Il progetto della Triennale ha un po’ della grandeur francese, coinvolgendo altri spazi come il Museo del Louvre con performance di Françoise Vergès, il museo della moda Galliera con una scultura di El Anatsui, il Grand Palais con un’istallazione di Rirkrit Tiravanija, il centro Le Crédac con un’istallazione di Boris Achour, i Laboratori d’Aubervilliers con Pauline Boudry e Renate Lorenz ma anche tanti altri artisti presenti a Instants Chavirés e al centro Bétonsalon.

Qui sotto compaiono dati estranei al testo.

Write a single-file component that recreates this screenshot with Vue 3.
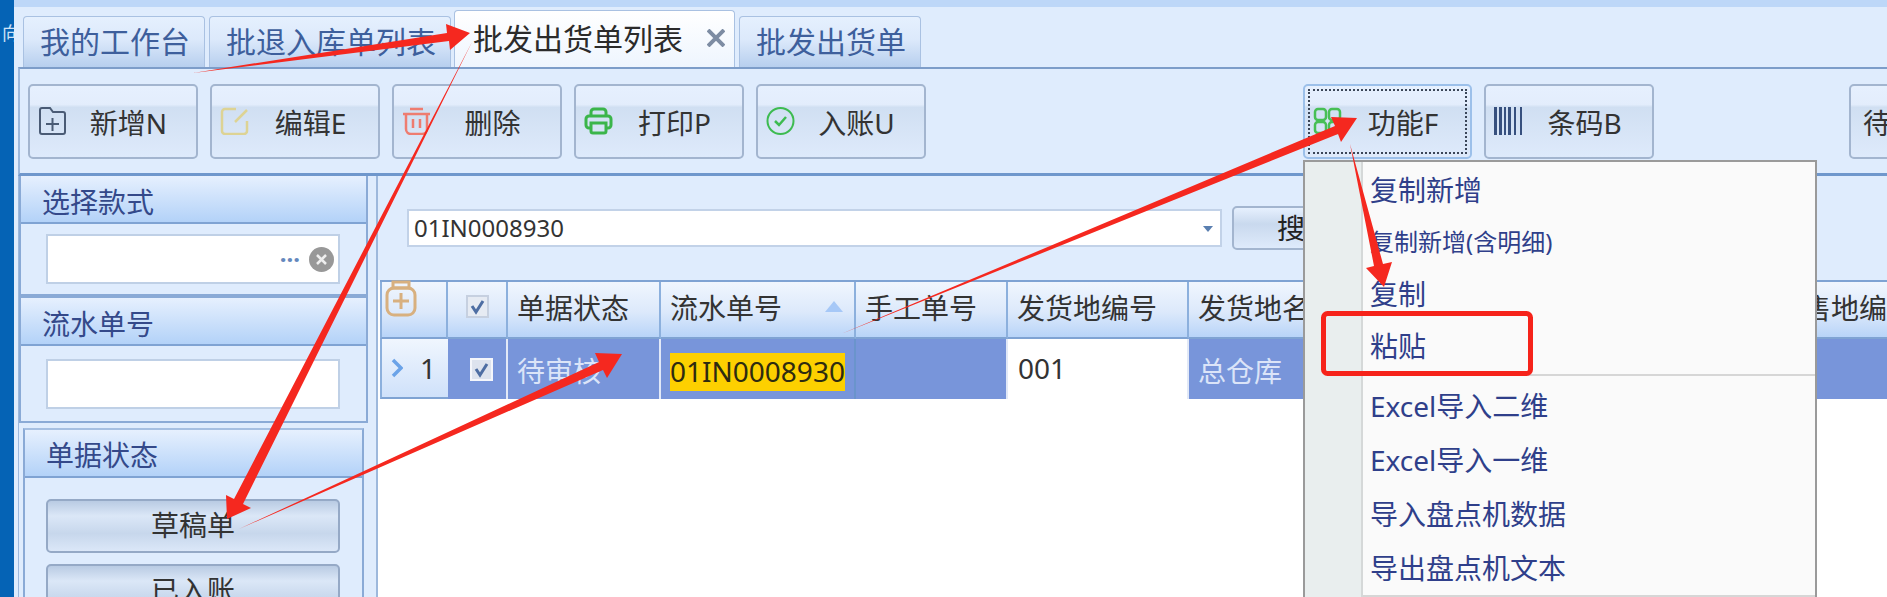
<template>
  <div class="app">
    <div class="strip"><span class="strip-text">向</span></div>

    <div class="main">
      <div class="tabs">
        <div v-for="tab in tabs" :key="tab.name" class="tab" :class="{ active: tab.active }" :style="{ width: tab.width + 'px' }">
          {{ tab.name }}
          <svg v-if="tab.active" class="tab-close" width="18" height="18" viewBox="0 0 18 18">
            <path d="M1 1l16 16M17 1L1 17" stroke="#7d8ca3" stroke-width="4" fill="none" />
          </svg>
        </div>
      </div>

      <div class="toolbar">
        <button v-for="btn in buttons" :key="btn.text" class="tool-btn" :class="btn.cls">
          <svg v-if="btn.icon === 'add'" class="tool-icon" viewBox="0 0 29 28" fill="none" stroke="#4a5b75" stroke-width="2">
            <path d="M9 27H4a2 2 0 0 1-2-2V3a2 2 0 0 1 2-2h8l3 4h10a2 2 0 0 1 2 2v16M27 23v2a2 2 0 0 1-2 2H9" />
            <path d="M8 17h13M14.500 11v13" />
          </svg>
          <svg v-else-if="btn.icon === 'edit'" class="tool-icon" viewBox="0 0 29 28" fill="none" stroke="#ddd394" stroke-width="2.500">
            <path d="M16 2H5a3 3 0 0 0-3 3v19a3 3 0 0 0 3 3h19a3 3 0 0 0 3-3V14" />
            <path d="M15 15L27 3" />
          </svg>
          <svg v-else-if="btn.icon === 'del'" class="tool-icon" viewBox="0 0 29 28" fill="none" stroke="#ee7c70" stroke-width="2.500">
            <path d="M8 2h13M1 7h27M4 7v15a5 5 0 0 0 5 5h11a5 5 0 0 0 5-5V7M11 12v9M18 12v9" />
          </svg>
          <svg v-else-if="btn.icon === 'print'" class="tool-icon" viewBox="0 0 29 28" fill="none" stroke="#3bb54a" stroke-width="3">
            <path d="M7 9V5a3 3 0 0 1 3-3h9a3 3 0 0 1 3 3v4" />
            <path d="M6 21H5a3 3 0 0 1-3-3v-6a3 3 0 0 1 3-3h19a3 3 0 0 1 3 3v6a3 3 0 0 1-3 3h-1" />
            <path d="M7 16h15v8a2 2 0 0 1-2 2H9a2 2 0 0 1-2-2z" />
          </svg>
          <svg v-else-if="btn.icon === 'check'" class="tool-icon" viewBox="0 0 29 28" fill="none" stroke="#3dbb50" stroke-width="2">
            <circle cx="14.500" cy="14" r="13" />
            <path d="M9 14l4 4 7-8" stroke-width="2.500" />
          </svg>
          <svg v-else-if="btn.icon === 'func'" class="tool-icon" viewBox="0 0 29 28" fill="none" stroke="#47bf55" stroke-width="2.500">
            <rect x="2" y="2" width="11" height="11" rx="3" />
            <rect x="16" y="2" width="11" height="11" rx="3" />
            <rect x="2" y="15" width="11" height="11" rx="3" />
            <rect x="16" y="15" width="11" height="11" rx="3" />
          </svg>
          <svg v-else-if="btn.icon === 'code'" class="tool-icon" viewBox="0 0 29 28" fill="#37507e">
            <rect x="0" y="0" width="3" height="28" />
            <rect x="5" y="0" width="3" height="28" />
            <rect x="10" y="0" width="2" height="28" />
            <rect x="14" y="0" width="3" height="28" />
            <rect x="20" y="0" width="2" height="28" />
            <rect x="26" y="0" width="2" height="28" />
          </svg>
          <span class="tool-label">{{ btn.text }}</span>
        </button>
      </div>

      <div class="body">
        <div class="side">
          <div class="pane pane-one">
            <div class="pane-title">选择款式</div>
            <div class="pane-body">
              <div class="side-input">
                <span class="dots">···</span>
                <svg class="clear" width="25" height="25" viewBox="0 0 25 25">
                  <circle cx="12.500" cy="12.500" r="12.500" fill="#989898" />
                  <path d="M8 8l9 9M17 8l-9 9" stroke="#eee" stroke-width="2.500" />
                </svg>
              </div>
            </div>
          </div>
          <div class="pane pane-two">
            <div class="pane-title">流水单号</div>
            <div class="pane-body">
              <div class="side-input"></div>
            </div>
          </div>
          <div class="pane pane-three">
            <div class="pane-title">单据状态</div>
            <div class="pane-body status-body">
              <div class="status-btn">草稿单</div>
              <div class="status-btn">已入账</div>
            </div>
          </div>
        </div>

        <div class="content">
          <div class="search-row">
            <div class="combo">
              01IN0008930
              <span class="combo-arrow"></span>
            </div>
            <div class="search-btn">搜索</div>
          </div>

          <div class="table">
            <div class="th th-plus">
              <svg class="plus-icon" width="32" height="38" viewBox="0 0 32 38" fill="none" stroke="#d8b07f" stroke-width="3">
                <path d="M8 2h16v6H8z" />
                <rect x="2" y="8" width="28" height="27" rx="7" />
                <path d="M8 21h16M16 13v16" />
              </svg>
            </div>
            <div class="th th-check">
              <svg class="check" width="23" height="23" viewBox="0 0 23 23">
                <rect x="1" y="1" width="21" height="21" fill="#e6ebf3" stroke="#c6d0e0" stroke-width="2" />
                <path d="M6 11l4 6 7-11" fill="none" stroke="#4e6ea3" stroke-width="3" />
              </svg>
            </div>
            <div v-for="col in columns" :key="col.title" class="th">
              {{ col.title }}
              <span v-if="col.sorted" class="sort-arrow"></span>
            </div>

            <div class="td td-num">
              <svg width="12" height="20" viewBox="0 0 12 20" fill="none" stroke="#6ba3e8" stroke-width="3.500">
                <path d="M2 2l8 8-8 8" />
              </svg>
              <span>1</span>
            </div>
            <div class="td td-check">
              <svg class="check" width="23" height="23" viewBox="0 0 23 23">
                <rect x="1" y="1" width="21" height="21" fill="#dde3ee" stroke="#f4f6fb" stroke-width="2" />
                <path d="M6 11l4 6 7-11" fill="none" stroke="#4e6ea3" stroke-width="3" />
              </svg>
            </div>
            <div v-for="col in columns" :key="col.title" class="td" :class="col.cls">
              <span :class="{ mark: col.mark }">{{ col.value }}</span>
            </div>
          </div>
        </div>
      </div>
    </div>

    <div class="menu">
      <template v-for="item in menuItems" :key="item.text">
        <div class="menu-item" :class="item.cls">{{ item.text }}</div>
      </template>
    </div>

    <svg class="marks" width="1887" height="597" viewBox="0 0 1887 597">
      <polygon v-for="arrow in arrows" :key="arrow" :points="arrow" fill="#f5281f" />
      <rect x="1323.500" y="313.500" width="207" height="60" rx="4" fill="none" stroke="#f6231a" stroke-width="5" />
    </svg>
  </div>
</template>

<script setup>
const tabs = [
  { name: '我的工作台', width: 182 },
  { name: '批退入库单列表', width: 242 },
  { name: '批发出货单列表', width: 281, active: true },
  { name: '批发出货单', width: 182 },
]

const buttons = [
  { text: '新增N', icon: 'add' },
  { text: '编辑E', icon: 'edit' },
  { text: '删除', icon: 'del' },
  { text: '打印P', icon: 'print' },
  { text: '入账U', icon: 'check' },
  { text: '功能F', icon: 'func', cls: 'btn-func' },
  { text: '条码B', icon: 'code' },
  { text: '待审核', cls: 'btn-wait' },
]

const columns = [
  { title: '单据状态', value: '待审核', cls: 'light' },
  { title: '流水单号', value: '01IN0008930', sorted: true, mark: true, cls: 'edge' },
  { title: '手工单号', value: '' },
  { title: '发货地编号', value: '001', cls: 'plain' },
  { title: '发货地名称', value: '总仓库', cls: 'light' },
  { title: '收货地名称', value: '' },
  { title: '销售地编号', value: '' },
]

const menuItems = [
  { text: '复制新增' },
  { text: '复制新增(含明细)', cls: 'small' },
  { text: '复制' },
  { text: '粘贴', cls: 'sep' },
  { text: 'Excel导入二维', cls: 'tall' },
  { text: 'Excel导入一维', cls: 'tall' },
  { text: '导入盘点机数据', cls: 'tall' },
  { text: '导出盘点机文本', cls: 'tall sep-end' },
]

const arrows = [
  '193,73 447,33 446,24 470,33 450,50 449,41',
  '472,42 234,499 226,495 227,519 251,508 243,504',
  '239,529 599,362 595,353 622,354 607,378 603,370',
  '841,334 1335,126 1331,117 1357,118 1341,142 1338,134',
  '1350,144 1374,266 1366,268 1384,287 1392,262 1383,264',
]
</script>

<style scoped>
.app {
  position: relative;
  display: flex;
  width: 1887px;
  height: 597px;
  overflow: hidden;
  background: #dfecfd;
  font-family: "Noto Sans", "Noto Sans CJK SC", sans-serif;
  font-size: 28px;
  color: #333;
}

.strip {
  flex: none;
  width: 14px;
  background: #0563b5;
  overflow: hidden;
}

.strip-text {
  display: block;
  margin: 23px 0 0 2px;
  font-size: 18px;
  line-height: 20px;
  color: #cfe2f6;
  white-space: nowrap;
}

.main {
  flex: 1;
  min-width: 0;
  display: flex;
  flex-direction: column;
  border-top: 7px solid #bdd7f8;
}

.tabs {
  display: flex;
  align-items: flex-end;
  gap: 4px;
  height: 60px;
  padding-left: 9px;
}

.tab {
  position: relative;
  flex: none;
  box-sizing: border-box;
  height: 51px;
  padding: 0 0 0 16px;
  border: 1px solid #a9c1e2;
  border-bottom: none;
  border-radius: 4px 4px 0 0;
  background: linear-gradient(to bottom, #e5f0fe, #dce9fb 45%, #b7cfee);
  font-size: 30px;
  line-height: 49px;
  color: #3e5f9c;
  white-space: nowrap;
}

.tab.active {
  height: 57px;
  margin-left: -1px;
  padding-left: 18px;
  background: linear-gradient(to bottom, #fff, #eef5fe);
  line-height: 55px;
  color: #2b2b2b;
}

.tab-close {
  position: absolute;
  left: 252px;
  top: 18px;
}

.toolbar {
  flex: none;
  display: flex;
  gap: 12px;
  box-sizing: border-box;
  height: 109px;
  margin-left: 4px;
  padding: 15px 0 0 8px;
  border-top: 2px solid #7d9dc9;
  border-bottom: 3px solid #6f97cc;
  border-left: 2px solid #9db8dc;
}

.tool-btn {
  position: relative;
  flex: none;
  display: flex;
  align-items: center;
  box-sizing: border-box;
  width: 170px;
  height: 75px;
  padding: 0 10px 0 8px;
  border: 2px solid #a3b5cf;
  border-radius: 5px;
  background: linear-gradient(to bottom, #e6f0fe, #e3edfc 26%, #d0dff2 30%, #deeafb);
  font: inherit;
  color: #333;
}

.tool-icon {
  flex: none;
  width: 29px;
  height: 28px;
  margin-top: -2px;
}

.tool-label {
  flex: 1;
  padding-left: 4px;
  text-align: center;
}

.btn-func {
  width: 169px;
  margin-left: 365px;
  border-color: #9cc0ea;
}

.btn-func::before {
  content: "";
  position: absolute;
  inset: 3px;
  border: 2px dotted #3b4658;
}

.btn-wait {
  margin-left: 183px;
  padding-left: 12px;
}

.btn-wait .tool-label {
  flex: none;
  padding-left: 0;
  text-align: left;
  white-space: nowrap;
}

.body {
  flex: 1;
  min-height: 0;
  display: flex;
  margin-left: 4px;
}

.side {
  flex: none;
  width: 350px;
  box-sizing: border-box;
  border-left: 1px solid #9db8dc;
}

.pane {
  box-sizing: border-box;
  border: 2px solid #8aaad6;
  border-top: none;
}

.pane-one {
  height: 120px;
}

.pane-two {
  height: 127px;
  border-top: 2px solid #8aaad6;
}

.pane-three {
  margin: 5px 4px 0;
  border-top: 2px solid #a5bfe2;
  border-bottom: none;
}

.pane-title {
  box-sizing: border-box;
  height: 48px;
  padding-left: 21px;
  border-bottom: 2px solid #7fa3d3;
  background: linear-gradient(to bottom, #e6f0fe, #b3d2f8);
  line-height: 53px;
  color: #34498a;
}

.pane-three .pane-title {
  line-height: 50px;
}

.pane-body {
  padding: 10px 0 0 25px;
}

.pane-two .pane-body {
  padding-top: 13px;
}

.side-input {
  display: flex;
  align-items: center;
  justify-content: flex-end;
  box-sizing: border-box;
  width: 294px;
  height: 50px;
  padding-right: 4px;
  border: 2px solid #bfd0e6;
  background: #fff;
}

.dots {
  margin-right: 9px;
  font-size: 24px;
  font-weight: 700;
  line-height: 1;
  color: #6488bd;
}

.status-body {
  padding: 21px 0 0 21px;
}

.status-btn {
  box-sizing: border-box;
  width: 294px;
  height: 54px;
  margin-bottom: 11px;
  border: 2px solid #95a9c6;
  border-radius: 5px;
  background: linear-gradient(to bottom, #b9cbe3, #dbe7f7 30%, #c7d7ec 65%, #dbe7f8);
  line-height: 48px;
  text-align: center;
  color: #333;
}

.content {
  flex: 1;
  min-width: 0;
  display: flex;
  flex-direction: column;
  margin-left: 8px;
  border-left: 2px solid #9db8dc;
  background: linear-gradient(to bottom, #dfecfd 104px, #fff 104px);
}

.search-row {
  flex: none;
  display: flex;
  align-items: center;
  gap: 10px;
  height: 104px;
  padding: 0 0 0 29px;
}

.combo {
  position: relative;
  box-sizing: border-box;
  width: 815px;
  height: 38px;
  padding-left: 5px;
  border: 2px solid #c2d2e8;
  background: #fff;
  font-size: 24px;
  line-height: 34px;
  color: #333;
}

.combo-arrow {
  position: absolute;
  right: 7px;
  top: 15px;
  border-left: 5px solid transparent;
  border-right: 5px solid transparent;
  border-top: 6px solid #5a7fb0;
}

.search-btn {
  flex: none;
  box-sizing: border-box;
  width: 170px;
  height: 44px;
  padding-left: 43px;
  border: 2px solid #a3b5cf;
  border-radius: 5px;
  background: linear-gradient(to bottom, #e6f0fe, #c9d9ee 40%, #deeafb);
  line-height: 40px;
  color: #222;
}

.table {
  display: grid;
  grid-template-columns: 68px 60px 153px 195px 152px 181px 180px 397px 300px;
  grid-template-rows: 57px 60px;
  margin-left: 2px;
  border-top: 2px solid #7fa3d3;
  width: max-content;
}

.th {
  position: relative;
  box-sizing: border-box;
  padding-left: 9px;
  border-right: 2px solid #8cb0dd;
  border-bottom: 2px solid #7fa3d3;
  background: linear-gradient(to bottom, #f0f6fe, #dce9fb 55%, #b8d4f8);
  line-height: 52px;
  color: #333;
  white-space: nowrap;
}

.th-plus {
  padding: 0 0 0 3px;
  border-left: 2px solid #8cb0dd;
  line-height: 0;
}

.plus-icon {
  margin-top: -2px;
}

.th-check,
.td-check {
  display: flex;
  align-items: center;
  justify-content: center;
  padding: 0;
}

.th-check {
  padding-bottom: 6px;
}

.sort-arrow {
  position: absolute;
  right: 11px;
  top: 19px;
  border-left: 9px solid transparent;
  border-right: 9px solid transparent;
  border-bottom: 11px solid #a6c8f7;
}

.td {
  box-sizing: border-box;
  padding-left: 9px;
  border-right: 2px solid #e2e9f7;
  background: #7895da;
  line-height: 58px;
  white-space: nowrap;
}

.td.edge {
  border-right-color: #6a94cc;
}

.td-num {
  display: flex;
  align-items: center;
  justify-content: space-between;
  padding: 0 12px 0 9px;
  border-left: 2px solid #8cb0dd;
  border-right: none;
  border-bottom: 2px solid #7fa3d3;
  background: linear-gradient(to bottom, #f0f6fe, #cfe1fa);
}

.td.plain {
  padding-left: 10px;
  background: #fff;
}

.td.light {
  line-height: 64px;
  color: #dbe4f8;
}

.mark {
  display: inline-block;
  height: 38px;
  background: #fdd000;
  line-height: 36px;
  vertical-align: middle;
  color: #2e2b10;
}

.menu {
  position: absolute;
  left: 1303px;
  top: 160px;
  box-sizing: border-box;
  width: 514px;
  height: 440px;
  padding-top: 2px;
  border: 2px solid #9a9a9a;
  border-bottom: none;
  background: linear-gradient(to right, #e9eeee 56px, #d5d8d8 56px, #d5d8d8 58px, #fafafa 58px);
}

.menu-item {
  box-sizing: border-box;
  height: 52px;
  padding-left: 65px;
  line-height: 52px;
  color: #2f3f8a;
}

.menu-item.small {
  font-size: 24px;
}

.menu-item.sep {
  height: 56px;
  padding-bottom: 4px;
  margin-bottom: 3px;
  background: linear-gradient(#d6d6d6, #d6d6d6) 58px 100% / 452px 2px no-repeat;
}

.menu-item.tall {
  height: 54px;
  line-height: 54px;
}

.menu-item.sep-end {
  height: 56px;
  background: linear-gradient(#d6d6d6, #d6d6d6) 58px 100% / 452px 2px no-repeat;
}

.marks {
  position: absolute;
  left: 0;
  top: 0;
  pointer-events: none;
}
</style>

E non c’è solo arte, ma anche design. È tutto italiano quello presente negli spazi del Palais de Tokyo con la marca del home design Calligaris, e presto arriverà anche un lounge bar, un osservatorio e uno studio di registrazione. Attualmente il nuovo tempio europeo dell’arte contemporanea ospita una decina di artisti, alcuni parte del progetto “Les modules della Fondation Pierre Bergé – Yves Saint Laurent” (fino al 4 giugno), e altri parte delle “Interventions sur le Bâtiment” (fino al 30 dicembre), tra cui Jean-Michel Alberola e Ulla Von Brandenburg.